Al’s #1 Italian Beef has been in business since 1938 and is the most popular beef joint, but many sandwich shops and delis serve them.
Deep dish pizza
Deep dish pizza is probably Chicago’s most famous food. The slices are so much better when you have to eat them with a knife and fork because of the thick crust and the massive glob of gooey cheese underneath the top layer of sauce. Some Chicagoans claim a favorite deep dish restaurant, but they’re all good to me. Try Giordano’s, Gino’s East, Lou Malnati’s or Pizzeria Uno.
Latest Chicago delicacies: donuts and cupcakes
The popularity of gourmet donuts and cupcakes has soared in Chicago in the past few years. Places like Sprinkles offer a variety of innovative cupcake flavors. Oprah once named Sprinkles one of her favorite things. If you arrive after business hours, don’t worry – help yourself to a snack from the cupcake ATM.
The ATM itself has become a tourist attraction. You can’t beat the novelty of stepping up to a machine and withdrawing a chai latte, chocolate marshmallow, or vegan red velvet cupcake. They even sell doggie cupcakes!
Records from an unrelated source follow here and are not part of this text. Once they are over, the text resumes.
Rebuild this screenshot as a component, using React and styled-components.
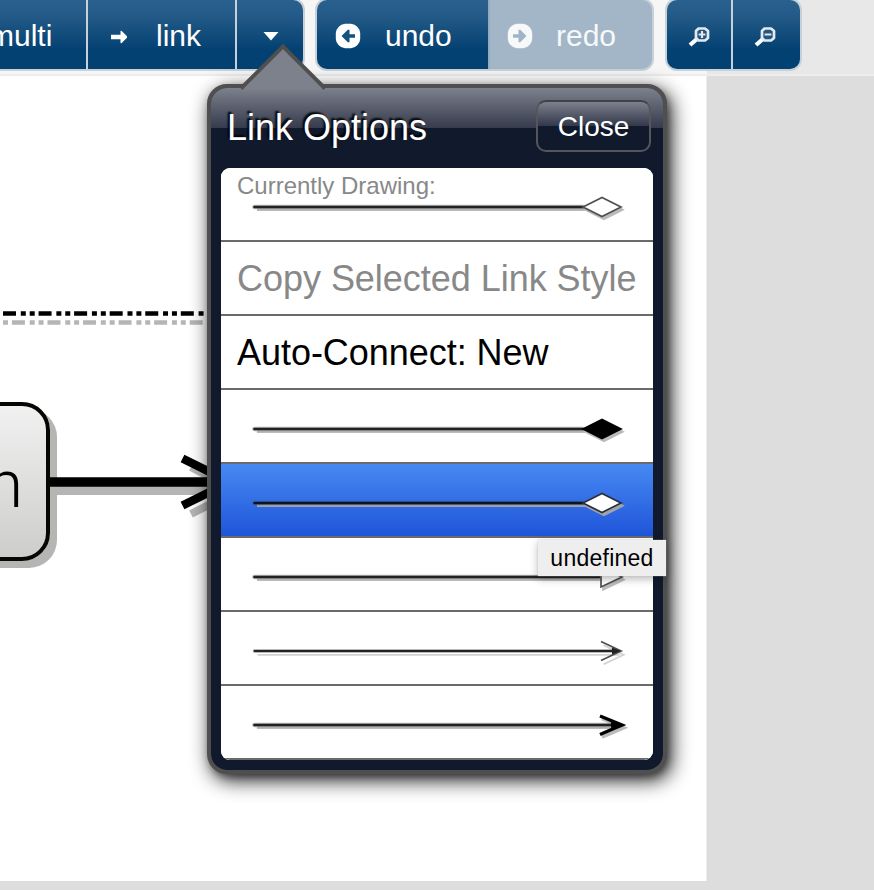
import React from "react";
import styled, { createGlobalStyle, css } from "styled-components";

const GlobalStyle = createGlobalStyle`
  * { box-sizing: border-box; }
  body {
    margin: 0;
    font-family: "Liberation Sans", Arial, sans-serif;
    background: #dedede;
  }
`;

const Page = styled.div`
  position: relative;
  width: 874px;
  height: 890px;
  overflow: hidden;
  background: #dddddd;
  display: flex;
  flex-direction: column;
`;

const Toolbar = styled.div`
  display: flex;
  align-items: flex-start;
  flex: none;
  height: 76px;
  border-bottom: 2px solid #ededed;
  background: linear-gradient(90deg, #f6f6f6 707px, #e8e8e8 707px);
`;

const ButtonGroup = styled.div`
  display: flex;
  flex: none;
  width: ${(p) => p.$width}px;
  height: 73px;
  margin-top: -2px;
  margin-left: ${(p) => p.$gap || 0}px;
  border: 2px solid #c9d1d8;
  border-radius: 12px;
  overflow: hidden;
  background: #c9d1d8;
  ${(p) =>
    p.$cut &&
    css`
      border-left: 0;
      border-top-left-radius: 0;
      border-bottom-left-radius: 0;
    `}
`;

const ToolButton = styled.button`
  display: flex;
  align-items: center;
  flex: none;
  width: ${(p) => p.$width}px;
  height: 69px;
  margin: 0 ${(p) => p.$sep ?? 2}px 0 0;
  padding: 0 0 0 ${(p) => p.$pad || 0}px;
  border: 0;
  color: #fff;
  font: 30px "Liberation Sans", Arial, sans-serif;
  white-space: nowrap;
  background: linear-gradient(#2a608d 0, #255b88 14px, #034172 50px, #034172);
  ${(p) =>
    p.$disabled &&
    css`
      color: #f7f8f9;
      background: #a2b6c8;
      border-left: 2px solid #94acc0;
    `}
`;

const Label = styled.span`
  margin-left: ${(p) => p.$left}px;
  padding-top: 3px;
`;

const ToolIcon = styled.svg`
  display: block;
  flex: none;
  margin-top: ${(p) => p.$drop || 0}px;
`;

const Canvas = styled.div`
  position: relative;
  flex: none;
  width: 707px;
  height: 805px;
  background: #fff;
  border-right: 1px solid #ededed;
  overflow: hidden;
`;

const Diagram = styled.svg`
  position: absolute;
  left: 0;
  top: 0;
`;

const Node = styled.div`
  position: absolute;
  left: -150px;
  top: 326px;
  width: 200px;
  height: 159px;
  padding: 6px 23px 0 0;
  display: flex;
  align-items: center;
  justify-content: flex-end;
  border: 4px solid #050702;
  border-radius: 28px;
  background: linear-gradient(#f1f1f1, #cdcdcb);
  box-shadow: 7px 7px 0 #b5b5b3;
  font: 300 66px Roboto, "Liberation Sans", sans-serif;
  color: #000;
`;

const Popover = styled.div`
  position: absolute;
  left: 207px;
  top: 84px;
  width: 460px;
  height: 690px;
  padding: 0 10px;
  border: 4px solid #4f4f4f;
  border-radius: 20px;
  background: linear-gradient(#7d818c 0, #363b4d 40px, #111a2d 40px) padding-box, #4f4f4f;
  box-shadow: 4px 6px 20px rgba(0, 0, 0, 0.9), 2px 3px 6px rgba(0, 0, 0, 0.25);
`;

const Pointer = styled.svg`
  position: absolute;
  left: 26px;
  top: -47px;
`;

const Header = styled.div`
  display: flex;
  align-items: center;
  justify-content: space-between;
  height: 80px;
  padding: 0 2px 0 6px;
`;

const Title = styled.div`
  font-size: 36px;
  color: #fff;
  white-space: nowrap;
  text-shadow: -2px -2px 2px #000;
`;

const CloseButton = styled.button`
  width: 115px;
  height: 52px;
  margin-top: -5px;
  padding: 2px 0 0;
  border: 2px solid #55565b;
  border-top-color: #404249;
  border-radius: 10px;
  color: #fff;
  font: 28px "Liberation Sans", Arial, sans-serif;
  background: linear-gradient(#7d818c 0, #32374a 24px, #111a2d 24px);
  background-origin: padding-box;
`;

const List = styled.div`
  display: flex;
  flex-direction: column;
  border-radius: 9px;
  overflow: hidden;
  background: #fff;
`;

const Row = styled.div`
  display: flex;
  flex-direction: column;
  justify-content: center;
  position: relative;
  height: 74px;
  padding: 1px 16px 0;
  border-bottom: 2px solid #6a6a6a;
  font-size: 36px;
  white-space: nowrap;
  color: ${(p) => (p.$muted ? "#888" : "#000")};
  letter-spacing: ${(p) => p.$track || 0}px;
  background: ${(p) => (p.$selected ? "linear-gradient(#4689f2, #1f55d9)" : "#fff")};
`;

const Caption = styled.div`
  position: absolute;
  left: 16px;
  top: 4px;
  font-size: 24px;
  line-height: 28px;
  color: #888;
`;

const Sample = styled.svg`
  display: block;
  margin: 5px 0 0 14px;
  overflow: visible;
`;

const Tooltip = styled.div`
  position: absolute;
  left: 538px;
  top: 540px;
  width: 128px;
  height: 36px;
  padding-top: 1px;
  display: flex;
  align-items: center;
  justify-content: center;
  background: #eeeeee;
  box-shadow: 0 0 1px #bbb, 0 3px 8px rgba(0, 0, 0, 0.28);
  font-size: 23px;
  letter-spacing: 0.25px;
  color: #000;
`;

function LinkSample({ kind, selected }) {
  const thin = kind === "thin";
  const stroke = thin ? 1.8 : 2.6;
  const isDiamond = kind === "open" || kind === "filled";
  const end = isDiamond ? 332 : kind === "triangle" ? 348 : 366;
  const shade = selected ? "#a3a3ab" : thin ? "#d3d0d0" : "#bbb";
  const offset = thin ? 3.8 : 2.8;
  const soft = kind === "open" && selected ? "#2a2f3a" : "#505050";
  const head = (color, fill) => {
    if (isDiamond)
      return <path d="M332 12 351 2.500 370 12 351 21.500Z" fill={fill} stroke={color} strokeWidth="1.7" />;
    if (kind === "triangle")
      return <path d="M350 2 371 12 350 22Z" fill={fill} stroke={color} strokeWidth="1.7" />;
    return (
      <path d={thin ? "M350 2.5 370 12 350 21.5" : "M349 3 371 12 349 21.500"} fill="none" stroke={color} strokeWidth={thin ? 1.8 : 3.4} />
    );
  };
  return (
    <Sample width="386" height="24" viewBox="0 0 386 24">
      <g transform={`translate(${offset * 0.7} ${offset})`}>
        <path d={`M4 12H${end}`} stroke={shade} strokeWidth={stroke} />
        {head(shade, kind === "thin" || kind === "thick" ? "none" : shade)}
      </g>
      <path d={`M3.500 12H${end}`} stroke="#555" strokeWidth={stroke + 2} opacity=".4" strokeLinecap="round" />
      <path d={`M3.500 12H${end}`} stroke={selected ? "#091426" : "#222"} strokeWidth={stroke} strokeLinecap="round" />
      {head(kind === "filled" || kind === "thick" ? "#000" : soft, kind === "filled" ? "#000" : "#fff")}
      {thin && <path d="m361 8.500 9 3.500-9 3.500Z" fill="#222" />}
      {kind === "thick" && <path d="m360 9 12 3-12 3Z" fill="#000" />}
    </Sample>
  );
}

function ArrowIcon() {
  return (
    <ToolIcon width="18" height="14" viewBox="0 0 18 14" $drop={5}>
      <path d="M1 4.800h9.500V1.400q0-1 1.200-.4L17 6.200v1.600L11.700 13q-1.200.6-1.200-.4V9.200H1Z" fill="#fff" />
    </ToolIcon>
  );
}

function CircleArrowIcon({ flip, color, hole }) {
  return (
    <ToolIcon width="26" height="26" viewBox="0 0 26 26" $drop={2}>
      <g transform={flip ? "translate(26 0) scale(-1 1)" : undefined}>
        <path d="M10 .8h6Q20 1 22.500 4 25.200 7 25.200 10v6q0 3-2.700 6-2.500 3-6.500 3.200h-6Q6 25 3.500 22 .8 19 .8 16v-6Q.8 7 3.500 4 6 1 10 .8Z" fill={color} />
        <path d="m6.500 13 6.300-6.200h1.700V11.200H20v3.600h-5.500v4.400h-1.700Z" fill={hole} />
      </g>
    </ToolIcon>
  );
}

function MagnifierIcon({ plus }) {
  return (
    <ToolIcon width="22" height="22" viewBox="0 0 22 22" $drop={4}>
      <path d="m9.500 12.500-7.500 6.500" stroke="#fff" strokeWidth="4.200" />
      <path d="M10.500 2.500h6.500l3 2.500v7l-3 2.500h-6.500L8 12V5Z" fill="#255480" stroke="#e2eaf1" strokeWidth="2.700" strokeLinejoin="round" />
      <path d={plus ? "M10.600 8.500h6.800M14 5.100v6.800" : "M10.600 8.500h6.800"} stroke="#dde7ef" strokeWidth="2.200" />
    </ToolIcon>
  );
}

export default function App() {
  return (
    <Page>
      <GlobalStyle />
      <Toolbar>
        <ButtonGroup $width={305} $cut>
          <ToolButton $width={86}>
            <Label $left={-11}>multi</Label>
          </ToolButton>
          <ToolButton $width={147} $pad={22}>
            <ArrowIcon />
            <Label $left={28}>link</Label>
          </ToolButton>
          <ToolButton $width={66} $pad={26} $sep={0}>
            <ToolIcon width="16" height="10" viewBox="0 0 16 10" $drop={2}>
              <path d="M.5 1h15L8 9.500Z" fill="#fff" />
            </ToolIcon>
          </ToolButton>
        </ButtonGroup>
        <ButtonGroup $width={339} $gap={10}>
          <ToolButton $width={171} $pad={18} $sep={0}>
            <CircleArrowIcon color="#fff" hole="#15517f" />
            <Label $left={24}>undo</Label>
          </ToolButton>
          <ToolButton $width={164} $pad={17} $sep={0} $disabled>
            <CircleArrowIcon flip color="#f7f8f9" hole="#9fb4c6" />
            <Label $left={23}>redo</Label>
          </ToolButton>
        </ButtonGroup>
        <ButtonGroup $width={137} $gap={11}>
          <ToolButton $width={64} $pad={21}>
            <MagnifierIcon plus />
          </ToolButton>
          <ToolButton $width={67} $pad={21} $sep={0}>
            <MagnifierIcon />
          </ToolButton>
        </ButtonGroup>
      </Toolbar>

      <Canvas>
        <Diagram width="706" height="805" viewBox="0 76 706 805">
          <path d="M3 313.500H204" stroke="#000" strokeWidth="4.500" strokeDasharray="13 4.800 5 3.900 5 3.860" />
          <path d="M3 322.500H204" stroke="#b5b5b5" strokeWidth="4.500" strokeDasharray="5 3.900 13 4.800 5 3.860" />
          <path d="M50 490.500H215" stroke="#b5b5b5" strokeWidth="9" />
          <path d="m191 467 45 24-45 23" fill="none" stroke="#b5b5b5" strokeWidth="8" />
        </Diagram>
        <Node>n</Node>
        <Diagram width="706" height="805" viewBox="0 76 706 805">
          <path d="M50 482H230" stroke="#000" strokeWidth="9.500" />
          <path d="m182.500 458.500 47.500 23.500-47.500 23.500" fill="none" stroke="#000" strokeWidth="8.500" />
        </Diagram>
      </Canvas>

      <Popover>
        <Pointer width="96" height="52" viewBox="0 0 96 52">
          <path d="M4 47 46 6 88 47Z" fill="#7d818c" />
          <path d="M4 47.500 46 5.500 88 47.500" fill="none" stroke="#4f4f4f" strokeWidth="4" />
          <path d="M7 47.500 46 8.300 85 47.500Z" fill="#7d818c" />
        </Pointer>
        <Header>
          <Title>Link Options</Title>
          <CloseButton>Close</CloseButton>
        </Header>
        <List>
          <Row>
            <Caption>Currently Drawing:</Caption>
            <LinkSample kind="open" />
          </Row>
          <Row $muted $track={-0.03}>Copy Selected Link Style</Row>
          <Row $track={-0.04}>Auto-Connect: New</Row>
          <Row><LinkSample kind="filled" /></Row>
          <Row $selected><LinkSample kind="open" selected /></Row>
          <Row><LinkSample kind="triangle" /></Row>
          <Row><LinkSample kind="thin" /></Row>
          <Row><LinkSample kind="thick" /></Row>
        </List>
      </Popover>
      <Tooltip>undefined</Tooltip>
    </Page>
  );
}
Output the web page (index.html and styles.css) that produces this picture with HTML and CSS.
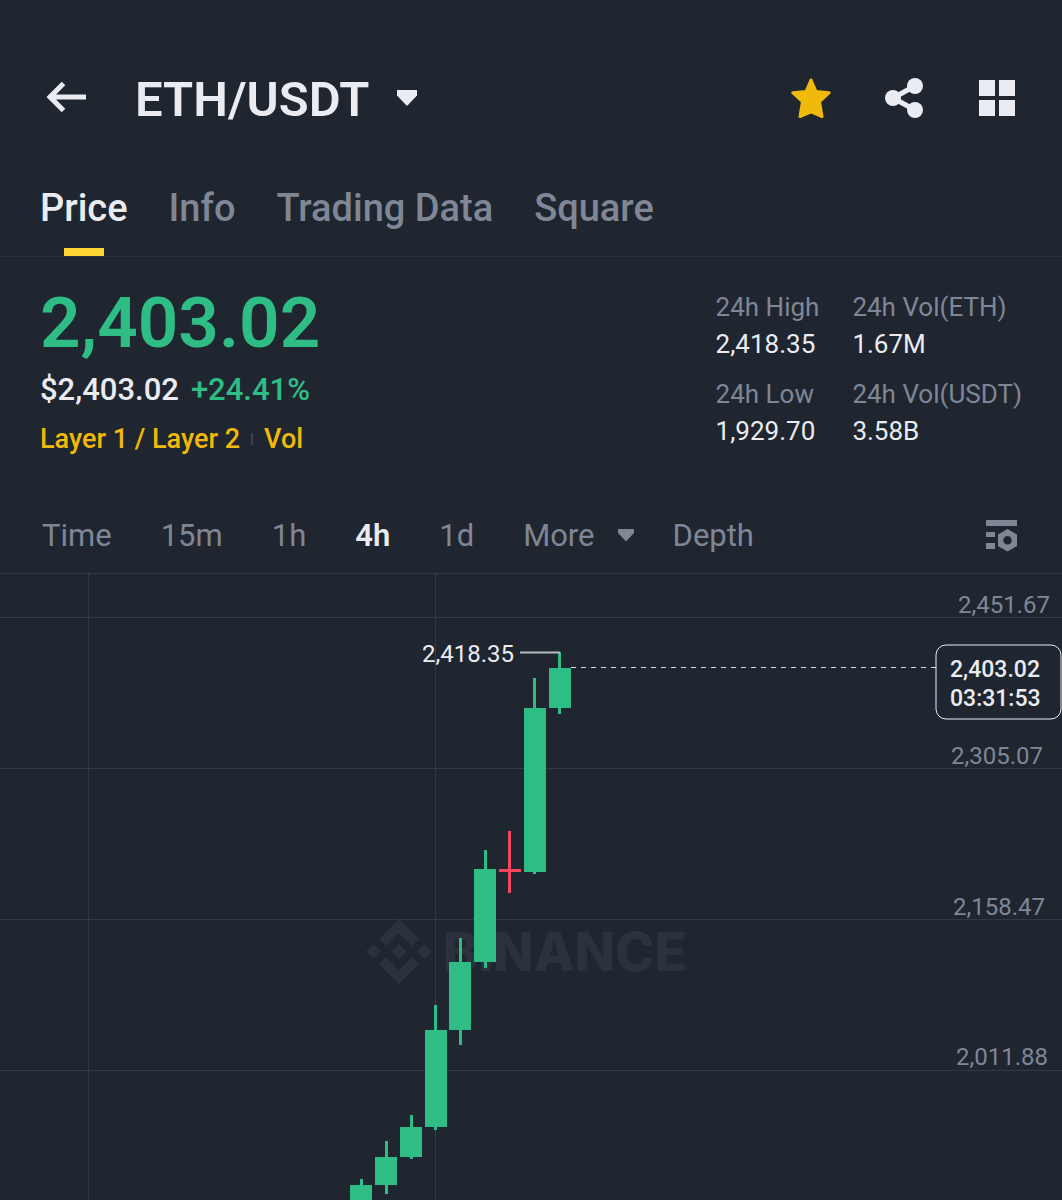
FILE: index.html
```html
<!DOCTYPE html>
<html lang="en">
<head>
<meta charset="utf-8">
<meta name="viewport" content="width=device-width, initial-scale=1">
<title>ETH/USDT</title>
<link rel="stylesheet" href="styles.css">
</head>
<body>
<header class="topbar">
  <button class="icon-button" aria-label="Back">
    <svg width="40" height="32" viewBox="0 0 40 32" fill="none" stroke="currentColor" stroke-width="5"><path d="M17.500 1.500 4 15l13.500 13.500M4 15h36"/></svg>
  </button>
  <button class="pair">
    <span class="pair-name">ETH/USDT</span>
    <svg width="20" height="16" viewBox="0 0 20 16" fill="currentColor"><path d="M0 0h20v5.500L10.500 15.500h-1L0 5.500z"/></svg>
  </button>
  <div class="actions">
    <button class="icon-button star" aria-label="Favorite">
      <svg width="40" height="40" viewBox="0 0 40 40" fill="currentColor" stroke="currentColor" stroke-width="3" stroke-linejoin="round"><path d="m20 2 5 11.500 13.200 1.200-9.700 8.900 2.500 14.900L20 33.800 9 38.500l2.500-14.900-9.700-8.900L15 13.500z"/></svg>
    </button>
    <button class="icon-button" aria-label="Share">
      <svg width="40" height="40" viewBox="0 0 40 40" fill="currentColor"><path d="M8 20 30 8M8 20l22 12" stroke="currentColor" stroke-width="5"/><circle cx="8" cy="20" r="8"/><circle cx="30" cy="8" r="8"/><circle cx="30" cy="32" r="8"/></svg>
    </button>
    <button class="icon-button" aria-label="Layout">
      <svg width="36" height="36" viewBox="0 0 36 36" fill="currentColor"><path d="M0 0h16v16H0zM20 0h16v16H20zM0 20h16v16H0zM20 20h16v16H20z"/></svg>
    </button>
  </div>
</header>

<nav class="tabs">
  <a class="tab tab-active" href="#price">Price</a>
  <a class="tab" href="#info">Info</a>
  <a class="tab" href="#data">Trading Data</a>
  <a class="tab" href="#square">Square</a>
</nav>

<main>
  <section class="ticker">
    <div class="quote">
      <div class="last-price">2,403.02</div>
      <div class="fiat"><span>$2,403.02</span><span class="up">+24.41%</span></div>
      <div class="tags"><a href="#layers">Layer 1 / Layer 2</a><span class="tag-divider"></span><a href="#vol">Vol</a></div>
    </div>
    <dl class="stats">
      <div class="stat"><dt>24h High</dt><dd>2,418.35</dd></div>
      <div class="stat"><dt>24h Vol(ETH)</dt><dd>1.67M</dd></div>
      <div class="stat"><dt>24h Low</dt><dd>1,929.70</dd></div>
      <div class="stat"><dt>24h Vol(USDT)</dt><dd>3.58B</dd></div>
    </dl>
  </section>

  <div class="intervals">
    <button class="interval">Time</button>
    <button class="interval">15m</button>
    <button class="interval">1h</button>
    <button class="interval interval-active">4h</button>
    <button class="interval">1d</button>
    <button class="interval interval-more"><span>More</span>
      <svg width="18" height="14" viewBox="0 0 18 14" fill="currentColor"><path d="M1 0h16v4L9.500 12h-1L1 4z"/></svg>
    </button>
    <button class="interval">Depth</button>
    <button class="icon-button chart-settings" aria-label="Chart settings">
      <svg width="32" height="32" viewBox="0 0 32 32" fill="currentColor"><path d="M0 0h31v6H0zM0 12h9v5H0zM0 23h9v6H0z"/><path fill-rule="evenodd" d="M21.500 9l9.500 5.500v11.500l-9.500 5.500-9.500-5.500V14.500zM21.500 16a4 4 0 1 0 0 8.500 4 4 0 0 0 0-8.500z"/></svg>
    </button>
  </div>

  <svg class="chart" viewBox="0 0 1062 626" role="img" aria-label="ETH/USDT 4h candles">
    <path class="grid" d="M0 43.500h1062M0 194.500h1062M0 345.500h1062M0 496.500h1062M88.500 0v626M435.500 0v626"/>
    <g class="watermark">
      <path d="M399 345l20 20-7 7-13-13-13 13-7-7zM399 410l20-20-7-7-13 13-13-13-7 7zM399 370l7.500 7.500-7.500 7.500-7.500-7.500zM373.500 370l7.500 7.500-7.500 7.500-7.500-7.500zM424.500 370l7.500 7.500-7.500 7.500-7.500-7.500z"/>
      <text x="443" y="397">BINANCE</text>
    </g>
    <g class="axis">
      <text x="1050" y="39">2,451.67</text>
      <text x="1043" y="190">2,305.07</text>
      <text x="1045" y="341">2,158.47</text>
      <text x="1048" y="491">2,011.88</text>
    </g>
    <g class="candle-up">
      <path d="M350 611h22v15h-22zM360 605h3v6h-3z"/>
      <path d="M375 583h22v28h-22zM385 567h3v53h-3z"/>
      <path d="M400 553h22v30h-22zM410 541h3v44h-3z"/>
      <path d="M425 456h22v97h-22zM434 431h3v125h-3z"/>
      <path d="M449 388h22v68h-22zM459 364h3v107h-3z"/>
      <path d="M474 295h22v93h-22zM484 276h3v118h-3z"/>
      <path d="M524 134h22v164h-22zM533 104h3v196h-3z"/>
      <path d="M549 94h22v40h-22zM558 78h3v62h-3z"/>
    </g>
    <path class="candle-down" d="M499 295h22v3h-22zM508 257h3v62h-3z"/>
    <path class="marker-line" d="M520 78.500h40"/>
    <text class="marker" x="514" y="88">2,418.35</text>
    <path class="price-line" d="M571 93.500h365"/>
    <rect class="price-tag" x="936" y="71" width="125" height="74" rx="10"/>
    <g class="price-tag-text">
      <text x="950" y="103">2,403.02</text>
      <text x="950" y="132">03:31:53</text>
    </g>
  </svg>
</main>
</body>
</html>
```
FILE: styles.css
```css
* { box-sizing: border-box; }

body {
  margin: 0;
  background: #202630;
  color: #eaecf2;
  font-family: Roboto, "Liberation Sans", sans-serif;
}

button {
  margin: 0;
  padding: 0;
  border: 0;
  background: none;
  color: inherit;
  font: inherit;
  cursor: pointer;
}

a { color: inherit; text-decoration: none; }
svg { display: block; }

.topbar {
  display: flex;
  align-items: center;
  padding: 50px 47px 0 46px;
}

.pair {
  display: flex;
  align-items: center;
  gap: 28px;
  height: 96px;
  margin-left: 49px;
  font-size: 49px;
  font-weight: 600;
  line-height: 56px;
}

.pair-name { padding-top: 4px; }

.actions {
  display: flex;
  align-items: center;
  gap: 54px;
  margin-left: auto;
}

.star { color: #f0b90b; }

.tabs {
  display: flex;
  gap: 41px;
  padding: 40px 40px 0;
  border-bottom: 1px solid #2d333d;
  color: #7f8696;
  font-size: 38px;
  font-weight: 500;
  line-height: 44px;
}

.tab { padding-bottom: 26px; }

.tab-active {
  background: linear-gradient(#fcd535, #fcd535) bottom center / 40px 8px no-repeat;
  color: #eaecf2;
}

.ticker {
  display: flex;
  justify-content: space-between;
  padding: 30px 40px 61px;
}

.last-price {
  color: #2ebd85;
  font-size: 71px;
  font-weight: 600;
  line-height: 72px;
}

.fiat {
  display: flex;
  gap: 12px;
  margin-top: 11px;
  font-size: 31px;
  font-weight: 500;
  line-height: 40px;
}

.up { color: #2ebd85; }

.tags {
  display: flex;
  align-items: center;
  gap: 11px;
  margin-top: 13px;
  color: #f0b90b;
  font-size: 27px;
  font-weight: 500;
  line-height: 32px;
}

.tag-divider {
  width: 2px;
  height: 12px;
  background: #3a414d;
}

.stats {
  display: grid;
  grid-template-columns: auto auto;
  gap: 13px 33px;
  align-content: start;
  margin: 2px 0 0;
  font-size: 26px;
}

.stat dt { color: #7f8696; line-height: 36px; }
.stat dd { margin: 0; line-height: 38px; }

.intervals {
  display: flex;
  align-items: center;
  gap: 49px;
  padding: 0 44px 17px 42px;
  border-bottom: 1px solid #333943;
  color: #7f8696;
  font-size: 31px;
  line-height: 40px;
}

.interval-active { color: #eaecf2; font-weight: 600; }
.interval-more { display: flex; align-items: center; gap: 22px; margin-right: -11px; }
.chart-settings { margin-left: auto; }

.chart { width: 100%; height: auto; font-size: 24px; }
.grid { fill: none; stroke: #343a44; }
.watermark { fill: #2c323d; font: 800 53px Inter, sans-serif; }
.axis { fill: #7f8696; text-anchor: end; }
.candle-up { fill: #2ebd85; }
.candle-down { fill: #f6465d; }
.marker { fill: #eaecf2; text-anchor: end; }
.marker-line { stroke: #b7bac1; stroke-width: 2; }
.price-line { stroke: #d5d8de; stroke-width: 1; stroke-dasharray: 5 5; }
.price-tag { fill: #202630; stroke: #eaecf2; stroke-width: 1; }
.price-tag-text { fill: #eaecf2; font-size: 23px; font-weight: 500; }
```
Donut fans have many hot spots to check out, from Glazed and Infused to the Doughnut Vault to Do-Rite Donuts. Glazed and Infused’s multiple locations offer really cool varieties like candy cane twist, mint chocolate cake, and salted caramel crunch. They supposedly have a peanut butter & jelly version, but sadly that wasn’t being offered when I went to check it out.
Glazed and Infused gets creative with the shapes of its donuts, including a gingerbread donut shaped like a gingerbread man, seen in the above photo with a chocolate chip cookie donut in the foreground. But most of this store’s donuts are standard size, which means their $3 price tag per donut is a bit steep.
The Doughnut Vault is a much better buy, because their $3 donuts are massive – at least twice as big as a normal donut. This place typically has lines that stretch around the corner, so get there early if you want to enjoy their birthday cake, pistachio, and blueberry old-fashioned donuts.
I won’t try to encapsulate the city’s entire restaurant scene, because attempting to do so would be a hopeless task. In the warmer months, outdoor sidewalk seating is the way to go, but in the winter you’ll be chased indoors. Don’t let that stop you from making an effort to seek out some of the city’s best eats.
Chicago has lots of great upscale restaurants. Check out any issue of Time Out Chicago and you’ll find numerous suggestions. For a more affordable option, try the Chicago Diner in Lakeview. Despite its humble name, the Diner is a modern vegan and vegetarian restaurant that serves the most satisfying ice cream treat I’ve ever had: a chocolate chip cookie dough peanut butter vegan milkshake. Yes, it’s just as good as it sounds.
Kuma’s is a famous burger joint with a rock & roll theme. They serve massive, pretzel roll-stuffed burgers named after metal bands like Black Sabbath and Metallica, with unusual toppings that include herbed goatcheese, grilled pineapple, a chorizo and red potato hash, tortilla strips, and breaded deep-fried chiles. Expect at least an hour wait unless you show up at like 3:30 on a weekday afternoon.
Some of my other favorite affordable hangouts include the 90 Miles Cuban Cafe, Big Star in Wicker Park for tacos, the Kingsbury Street Cafe for brunch, El Cid for authentic Mexican, and Rio’s D’Sudamerica for Peruvian. Most of these places are on the west side, since that’s where I tend to hang out. Expect long waits at Big Star and Kingsbury Street if you go during peak dining hours.
Where would you eat if you visited Chicago?